▶ [EXERCISE PROMPT]
Find all lines in the listing that include the word "drawn", then copy them.
----- PROVIDED ENTRIES -----
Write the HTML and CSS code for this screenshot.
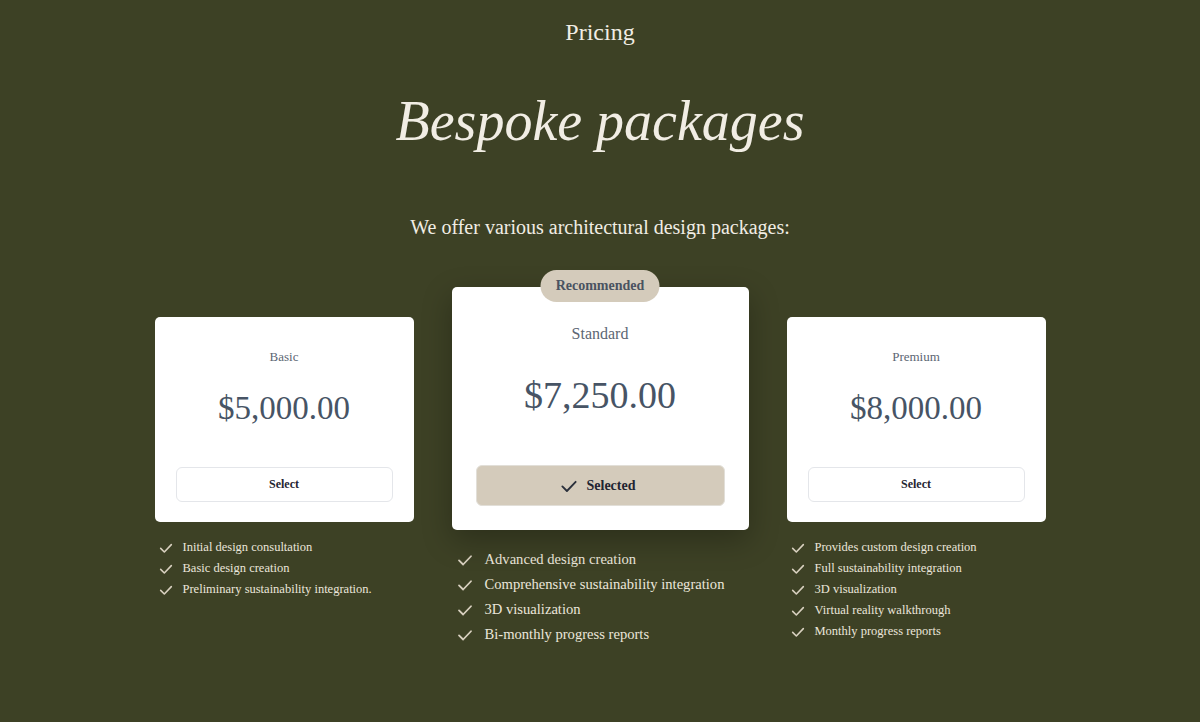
FILE: index.html
```html
<!DOCTYPE html>
<html lang="en">
<head>
  <meta charset="UTF-8">
  <meta name="viewport" content="width=device-width, initial-scale=1.0">
  <title>Pricing</title>
  <link rel="stylesheet" href="styles.css">
</head>
<body>
  <section class="pricing">
    <div class="eyebrow">Pricing</div>
    <h1>Bespoke packages</h1>
    <p class="lead">We offer various architectural design packages:</p>

    <div class="plans">
      <div class="plan">
        <div class="card">
          <div class="plan-name">Basic</div>
          <div class="plan-price">$5,000.00</div>
          <button class="select-btn">Select</button>
        </div>
        <ul class="features">
          <li><svg viewBox="0 0 24 24"><polyline points="4 12.5 9.5 18 20 7"/></svg>Initial design consultation</li>
          <li><svg viewBox="0 0 24 24"><polyline points="4 12.5 9.5 18 20 7"/></svg>Basic design creation</li>
          <li><svg viewBox="0 0 24 24"><polyline points="4 12.5 9.5 18 20 7"/></svg>Preliminary sustainability integration.</li>
        </ul>
      </div>

      <div class="plan plan-featured">
        <div class="card">
          <span class="badge">Recommended</span>
          <div class="plan-name">Standard</div>
          <div class="plan-price">$7,250.00</div>
          <button class="select-btn is-selected"><svg viewBox="0 0 24 24"><polyline points="4 12.5 9.5 18 20 7"/></svg>Selected</button>
        </div>
        <ul class="features">
          <li><svg viewBox="0 0 24 24"><polyline points="4 12.5 9.5 18 20 7"/></svg>Advanced design creation</li>
          <li><svg viewBox="0 0 24 24"><polyline points="4 12.5 9.5 18 20 7"/></svg>Comprehensive sustainability integration</li>
          <li><svg viewBox="0 0 24 24"><polyline points="4 12.5 9.5 18 20 7"/></svg>3D visualization</li>
          <li><svg viewBox="0 0 24 24"><polyline points="4 12.5 9.5 18 20 7"/></svg>Bi-monthly progress reports</li>
        </ul>
      </div>

      <div class="plan">
        <div class="card">
          <div class="plan-name">Premium</div>
          <div class="plan-price">$8,000.00</div>
          <button class="select-btn">Select</button>
        </div>
        <ul class="features">
          <li><svg viewBox="0 0 24 24"><polyline points="4 12.5 9.5 18 20 7"/></svg>Provides custom design creation</li>
          <li><svg viewBox="0 0 24 24"><polyline points="4 12.5 9.5 18 20 7"/></svg>Full sustainability integration</li>
          <li><svg viewBox="0 0 24 24"><polyline points="4 12.5 9.5 18 20 7"/></svg>3D visualization</li>
          <li><svg viewBox="0 0 24 24"><polyline points="4 12.5 9.5 18 20 7"/></svg>Virtual reality walkthrough</li>
          <li><svg viewBox="0 0 24 24"><polyline points="4 12.5 9.5 18 20 7"/></svg>Monthly progress reports</li>
        </ul>
      </div>
    </div>
  </section>
</body>
</html>
```

FILE: styles.css
```css
* {
  box-sizing: border-box;
}

body {
  margin: 0;
  background-color: #3d4125;
  font-family: "Liberation Serif", "Times New Roman", serif;
  color: #f1ede4;
}

.pricing {
  padding-top: 17px;
  text-align: center;
}

.eyebrow {
  font-size: 24px;
  line-height: 30px;
}

h1 {
  margin: 44px 0 0;
  font-size: 56px;
  font-style: italic;
  font-weight: normal;
  line-height: 60px;
}

.lead {
  margin: 63px 0 0;
  font-size: 20px;
  line-height: 26px;
}

.plans {
  display: flex;
  justify-content: center;
  align-items: flex-start;
  gap: 38px;
  margin-top: 47px;
}

.plan {
  width: 259px;
  margin-top: 30px;
  text-align: left;
}

.card {
  position: relative;
  display: flex;
  flex-direction: column;
  align-items: stretch;
  padding: 30px 21px 20px;
  background: #fff;
  border-radius: 5px;
  text-align: center;
}

.plan-name {
  font-size: 13px;
  line-height: 20px;
  color: #5c6673;
}

.plan-price {
  margin-top: 21px;
  font-size: 33px;
  line-height: 40px;
  color: #475465;
}

.select-btn {
  display: flex;
  align-items: center;
  justify-content: center;
  gap: 8px;
  height: 35px;
  margin-top: 39px;
  padding: 0;
  background: #fff;
  border: 1px solid #e4e6ea;
  border-radius: 6px;
  font-family: inherit;
  font-size: 12px;
  font-weight: bold;
  color: #1f2532;
  cursor: pointer;
}

.select-btn svg {
  width: 20px;
  height: 20px;
  fill: none;
  stroke: #2a303b;
  stroke-width: 2.2;
  stroke-linecap: round;
  stroke-linejoin: round;
}

.select-btn.is-selected {
  padding-right: 6px;
  background: #d4cbbb;
  border-color: #e2dfd8;
}

.features {
  list-style: none;
  margin: 15px 0 0;
  padding: 0 0 0 3px;
}

.features li {
  display: flex;
  align-items: center;
  gap: 9px;
  font-size: 12.5px;
  line-height: 21px;
  color: #ebe6db;
}

.features svg {
  flex: none;
  width: 16px;
  height: 16px;
  fill: none;
  stroke: #d8d0bf;
  stroke-width: 2.4;
  stroke-linecap: round;
  stroke-linejoin: round;
}

/* featured column is drawn ~1.17x larger */
.plan-featured {
  width: 297px;
  margin-top: 0;
}

.plan-featured .card {
  padding: 36px 24px 24px;
  box-shadow: 0 10px 30px rgba(0, 0, 0, 0.28);
}

.plan-featured .plan-name {
  font-size: 16px;
  line-height: 22px;
}

.plan-featured .plan-price {
  margin-top: 27px;
  font-size: 38px;
  line-height: 46px;
}

.plan-featured .select-btn {
  height: 41px;
  margin-top: 47px;
  font-size: 14px;
}

.plan-featured .features {
  margin-top: 17px;
  padding-left: 4px;
}

.plan-featured .features li {
  gap: 11px;
  font-size: 14.6px;
  line-height: 25px;
}

.plan-featured .features svg {
  width: 18px;
  height: 18px;
}

.badge {
  position: absolute;
  top: -17px;
  left: 50%;
  transform: translateX(-50%);
  width: 119px;
  height: 32px;
  line-height: 32px;
  background: #d4cbbb;
  border-radius: 16px;
  font-size: 14px;
  font-weight: bold;
  color: #4a5361;
  text-align: center;
}
```
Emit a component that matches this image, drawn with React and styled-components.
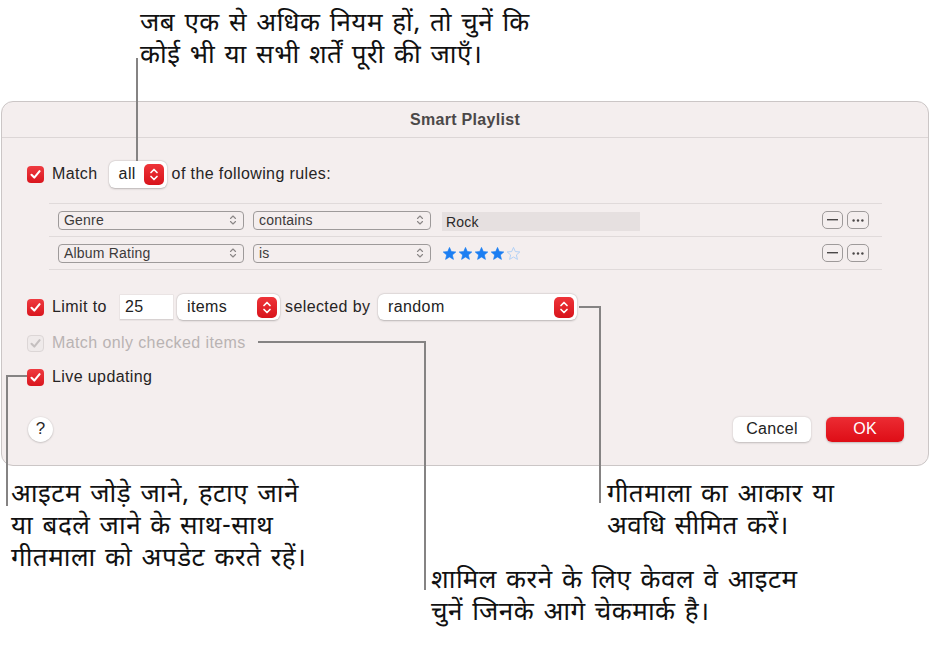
-----
▶ [RESPONSE TO THE TASK]
/* featured column is drawn ~1.17x larger */
Emit a component that matches this image, drawn with React and styled-components.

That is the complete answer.